Urinal Technology: (1) Two Brazilian firms collaborated recently to test a whimsical device that could perhaps lessen splashing on men's room floors: a urinal containing a fretboard that makes musical sounds as liquid hits it (if the stream is strong enough). According to a May report in the Brazilian edition of Billboard magazine, versions were set up in several Sao Paulo bars to see if men's aims improved. (Flushing produces an online address from which a sound recording of the user's "music" can be retrieved.) (2) In a project that has already gone live in 200 Michigan bars and restaurants, the state's Office of Highway Safety Planning has installed "talking" urinal cakes featuring a female announcer urging inebriated patrons to call a taxi.
Latest Religious Messages
-Recurring Theme: From time to time, Buddhist groups attempt to improve their "karmic balance" by doing good deeds for Earth's animal cohabitants. (Previously, "News of the Weird" mentioned a California group's "freeing" fish by buying out a pet shop's inventory and liberating the "lucky" fish into the Pacific Ocean — where they were undoubtedly eaten almost immediately by larger fish.) In June, about 50 members of the Let Blessings and Wisdom Grow Buddhist group in Beijing bought at least 200 snakes, took them into a rural area of Hebei province, and, chanting, released them. Almost immediately, the snakes infested the nearby village of Miao Erdong, horrifying the villagers, who were able to club to death some of the snakes, but who remained on edge.

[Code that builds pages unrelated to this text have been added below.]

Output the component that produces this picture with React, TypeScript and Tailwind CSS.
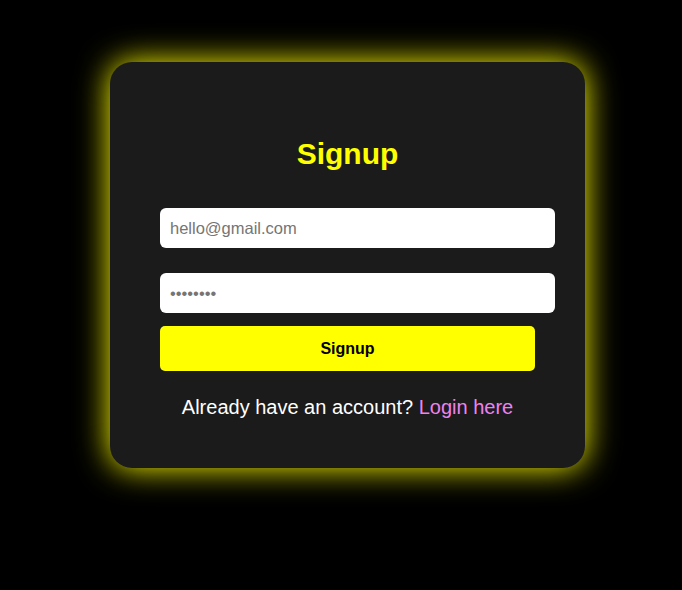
export default function App() {
  return (
    <div
      className="min-h-[590px] w-full bg-black pt-[62px] pl-[110px]"
      style={{ fontFamily: '"Liberation Sans", Arial, sans-serif' }}
    >
      <div className="w-[475px] h-[406px] rounded-[22px] bg-[#1b1b1b] shadow-[0_0_32px_#ffff00] pl-[50px] pt-[75px]">
        <div className="w-[375px] text-center text-[30px] leading-[34px] font-bold text-[#ffff00]">
          Signup
        </div>
        <input
          type="email"
          placeholder="hello@gmail.com"
          className="block mt-[37px] w-[395px] h-[40px] rounded-[6px] bg-white px-[10px] text-[16.5px] text-black placeholder:text-[#757575] outline-none"
        />
        <input
          type="password"
          placeholder="••••••••"
          className="block mt-[25px] w-[395px] h-[40px] rounded-[6px] bg-white px-[10px] text-[16.5px] text-black placeholder:text-[#757575] outline-none"
        />
        <button className="block mt-[13px] w-[375px] h-[45px] rounded-[5px] bg-[#ffff00] text-black text-[16px] font-bold">
          Signup
        </button>
        <div className="mt-[25px] w-[375px] text-center text-[20px] leading-[23px] text-white">
          Already have an account? <span className="text-[#ee82ee]">Login here</span>
        </div>
      </div>
    </div>
  );
}
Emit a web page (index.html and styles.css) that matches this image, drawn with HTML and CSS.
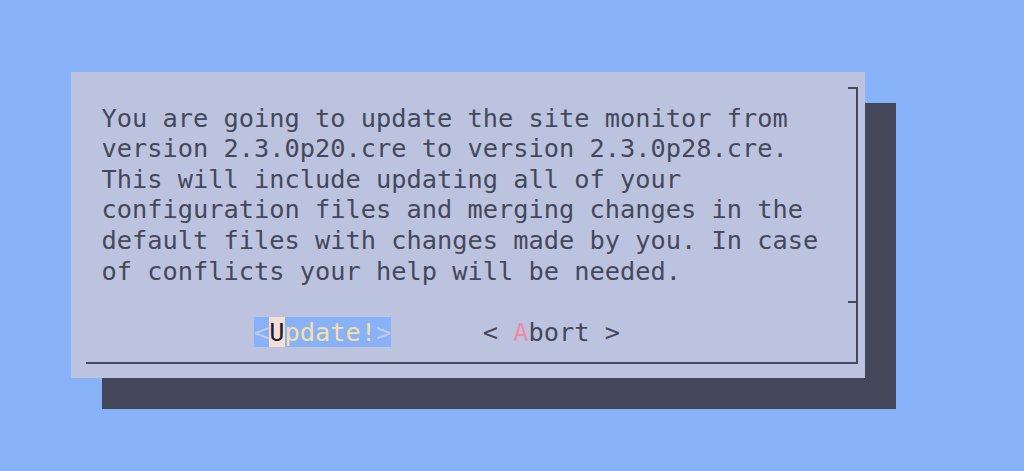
FILE: index.html
```html
<!DOCTYPE html>
<html>
<head>
<meta charset="utf-8">
<link rel="stylesheet" href="styles.css">
</head>
<body>
<div class="screen">
  <div class="dialog">
    <div class="frame">
      <div class="msg">You are going to update the site monitor from
version 2.3.0p20.cre to version 2.3.0p28.cre.
This will include updating all of your
configuration files and merging changes in the
default files with changes made by you. In case
of conflicts your help will be needed.</div>
      <div class="buttons"><span class="gap">          </span><span class="btn active"><span class="br">&lt;</span><span class="cursor">U</span><span class="lbl">pdate!</span><span class="br">&gt;</span></span><span class="gap">      </span><span class="btn">&lt; <span class="hot">A</span>bort &gt;</span></div>
    </div>
  </div>
</div>
</body>
</html>
```

FILE: styles.css
```css
html, body {
  margin: 0;
  padding: 0;
  background: #87b2f8;
}
.screen {
  width: 1024px;
  height: 471px;
  padding: 72px 0 0 71px;
  box-sizing: border-box;
  font-family: "DejaVu Sans Mono", "Liberation Mono", monospace;
  font-size: 25.33px;
  color: #45485b;
}
.dialog {
  width: 794px;
  height: 306px;
  background: #bcc3df;
  box-shadow: 31px 31px 0 #44475a;
  padding: 15px 7px 0 15px;
  box-sizing: border-box;
}
.frame {
  position: relative;
  height: 277px;
  border-right: 2px solid #45485b;
  border-bottom: 2px solid #45485b;
  box-sizing: border-box;
  padding: 15.6px 0 0 15.5px;
}
.frame::before {
  content: "";
  position: absolute;
  top: 0;
  right: 0;
  width: 8px;
  height: 2px;
  background: #45485b;
}
.frame::after {
  content: "";
  position: absolute;
  top: 213.5px;
  right: 0;
  width: 8px;
  height: 2px;
  background: #45485b;
}
.msg {
  white-space: pre;
  line-height: 30.6px;
}
.buttons {
  white-space: pre;
  line-height: 30.6px;
  height: 30.6px;
  margin-top: 30.6px;
}
.btn {
  display: inline-block;
  height: 30.6px;
  line-height: 30.6px;
}
.btn.active {
  background: #88b1f8;
}
.br {
  color: #c3cbea;
}
.lbl {
  color: #f6dfa4;
}
.cursor {
  background: #f5ddd8;
  color: #1d1d28;
}
.hot {
  color: #ef88a3;
}
```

-Centers for Disease Control and Prevention's weekly Morbidity and Mortality newsletter reported in June that, officially, 11 newborn Jewish males in New York City between the years 2000-2011 were diagnosed with herpes simplex virus that had been passed on by a circumcision technique in which the "mohel" (circumciser) contains bleeding by sucking blood directly from the wound.
Questionable Judgments
-Adriana Villareal of Dos de Mayo, Argentina, lost her husband two years ago but now makes it a point to visit his tomb about four times a year, and not just briefly. Villareal brings bedding, an Internet connection, and a small stove so that she can remain three or four days at each visit. Said Villareal, according to a June Agence France-Presse dispatch, "When you love someone, you do all sorts of things."